The Recreational Aviation Foundation (RAF), which promotes backcountry flying, used a $10,000 Giving Back grant from the AOPA Foundation to conduct scientific research into the stress-related effects of aircraft noise on wildlife.
Jack Tyler, the RAF liaison for Florida, learned about the grant in AOPA Pilot magazine. “We saw it as a need connecting with an opportunity. Our board had been talking some time about some of the basic dilemmas we faced,” he said. “The principal people we have to work with in order to retain recreational airstrips and reopen ones that have been closed are the land managers who manage public lands, like the Bureau of Land Management and the National Park Service.”

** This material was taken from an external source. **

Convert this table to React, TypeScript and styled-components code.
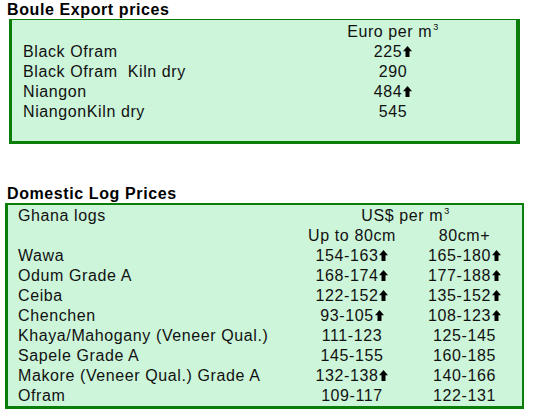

The Bureau of Land Management and the National Park Service manage land that is the equivalent of 23 states, said Tyler. “By law, district mangers responsible for land sites are required to go to the public and get comments on how the land is being managed and what needs aren’t being met,” he said. “At the time, people come to the land managers and complain about planes landing near a stream so they want the airstrip closed because they feel we hurt wildlife and ecology with the noise from planes. We appear and say that if you have asphalt and trails into parks already, why are planes being singled out?”
This puts land managers in the middle, said Tyler. “And there have been no studies that answer the question if wildlife breeding habits are being harmed by airplanes,” he said. “We wanted a scientific study to see if this was true. So we knew what had to happen was that opposing parties needed to stand aside to get information from an impartial scientific study.”
The RAF-sponsored noise study on the effects of aircraft on wildlife in the backcountry is progressing, said Tyler. Devin Landry and Chad White of the University of Montana, under the direction of RAF Science Committee chairman Dr. Ric Hauer, conducted field studies during the summer.
Just as the RAF board was discussing this topic, the AOPA Foundation announced the grant, said Tyler. “We also happened to learn about a lab that had developed a test to analyze enzymes to see if animals are under stress,” he said. “We have more than 1,000 samples from birds, deer, bears, and other animals.”
Around Christmas is when the lab work begins, said Tyler. “We’ll get the raw data, and then the analysis will begin, which will go for another year and a half,” he said. “We’re uncertain about exact timing of the final results because the science journals have to accept it for publication and then we have to wait for the scientific community to read it and respond.”
RAF members have been flying into backcountry airports for decades, said Tyler. “We have a picture of wildlife that isn’t affected by planes. But you need more than that to convince others,” he said.